The former Harper government barred China’s Huawei from bidding on federal government contracts in 2012 after the U.S. House intelligence committee issued a report, concluding that the company’s ties to the Chinese state posed a national-security threat.
Mr. Lu said Huawei and other Chinese firms are being scapegoated and denied they spy or act in the interests of Beijing.
“High-tech enterprises from China sell their products to countries all over the world, so only why here and your neighbour, the United States, have worries about those enterprises?” Mr. Lu said. “If we abuse the excuse of national security – this is the manifestation of trade protectionism.”
The Chinese envoy argued that Western high-tech companies have no restrictions to invest and sell their products in China.
In fact, many of China’s corporations – most notably in its financial and telecommunications sectors – are considered off limits to foreign investment.
Mr. Lu said China was open to negotiating a cybersecurity treaty as it has with the United States and Britain, but flatly denied his country engages in industrial spying in Canada or elsewhere. “China never carries out any cyber espionage activities to other countries.”
In 2014, the Harper government squarely blamed a highly sophisticated, Chinese statesponsored actor for an intrusion into the National Research Council’s networks that resulted in a shutdown of the agency’s computer system for an extended period.
As part of the free-trade talks, the Liberal government has begun a consultation process with Canadians to hear their concerns about “issues relating to the environment, labour, gender equality, rule of law and human rights.”
Asked whether Canada would address China’s human-rights record in a trade deal, the Department of Global Affairs said in the consultation paper that the Liberal government is committed to a “progressive and inclusive approach to international trade that takes into account the impact of trade on areas such as labour and human rights.”
It said a free-trade deal would not deter Canada from “urging and working with China to meet its international obligations in these areas.”
However, Mr. Lu said China has no interest in talking about human rights or democracy during the trade talks. “We don’t want one side to use democracy or human rights as a bargaining chip to make the other side compromise. The negotiations of the FTA should be confined within the area of free trade. If you let too many other factors into it, it would be very difficult.”
Mr. Lu said Canada and China have still not begun formal bilateral talks on an extradition treaty – something that Beijing has become much more insistent upon since President Xi Jinping launched an anti-corruption campaign to track down Chinese citizens accused of economic crimes around the world.
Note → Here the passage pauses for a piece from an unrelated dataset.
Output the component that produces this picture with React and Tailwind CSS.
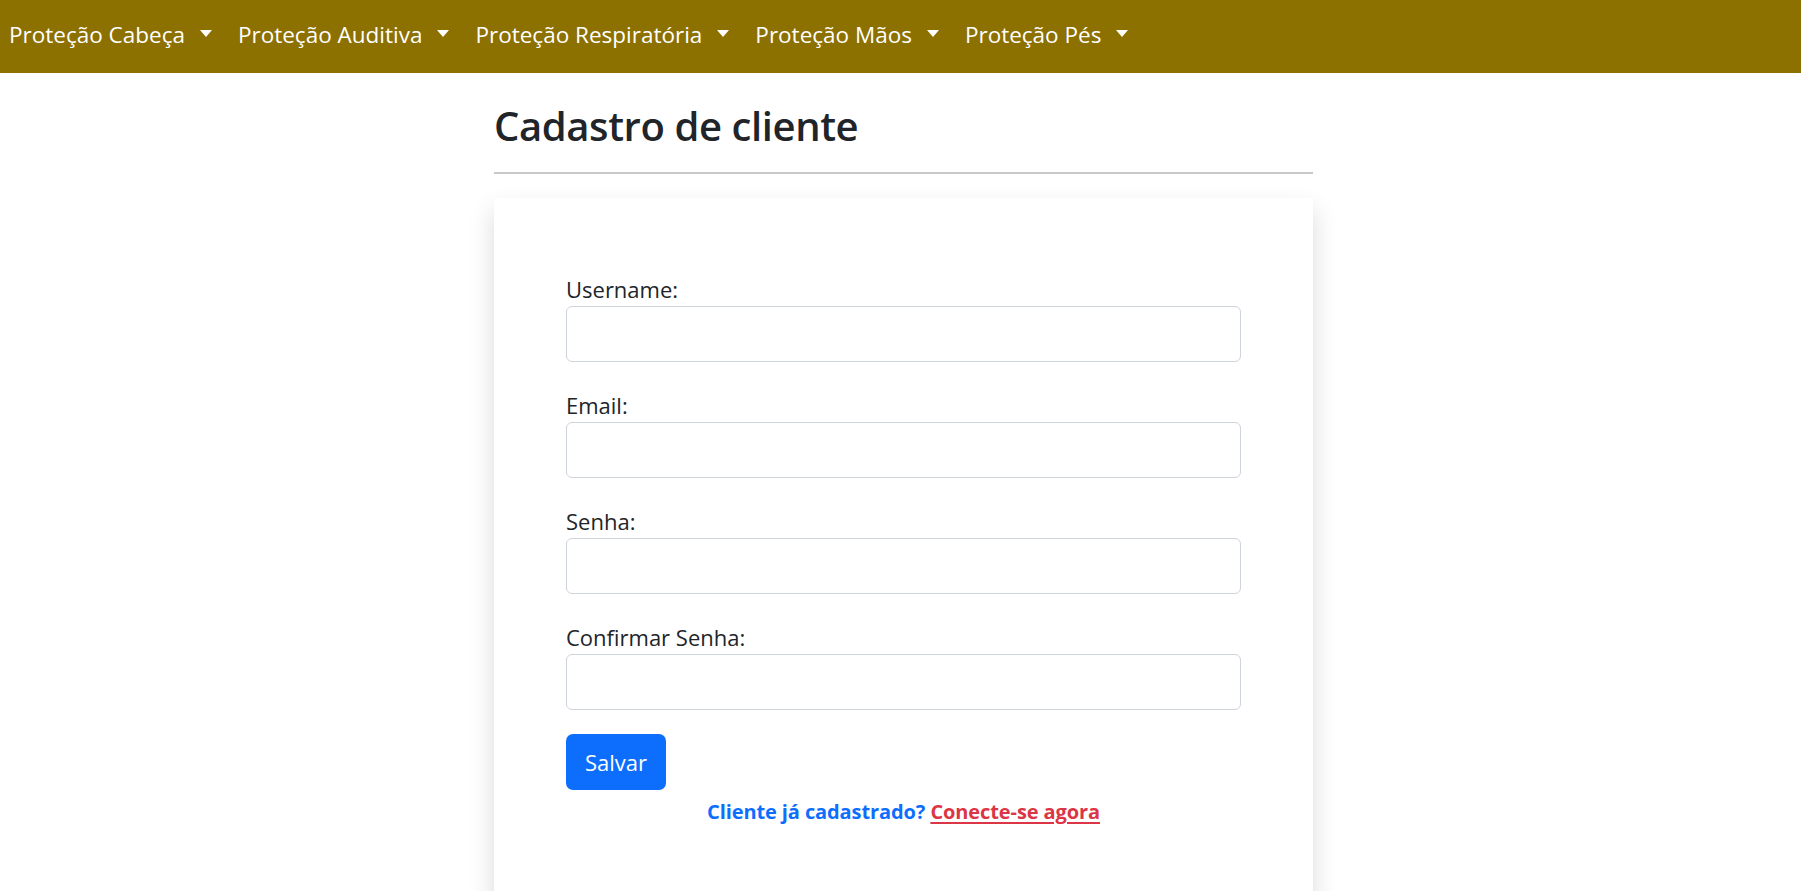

The United States, Britain and New Zealand have been reluctant to sign extradition treaties while Australia has not ratified one it signed in 2007, largely over concerns that China’s legal system used torture to extract confessions, show trials and the death penalty for non-capital offences.
“We hope to strengthen our cooperations in judicial and law enforcement, jointly cracking down on all crimes including abuse-of-power crimes and economic crimes and making all crimes intolerable,” the ambassador said.
Mr. Lu remarked on how relations had improved under Mr. Trudeau and said there was a possibility that Mr. Xi might visit Canada but he gave no time line.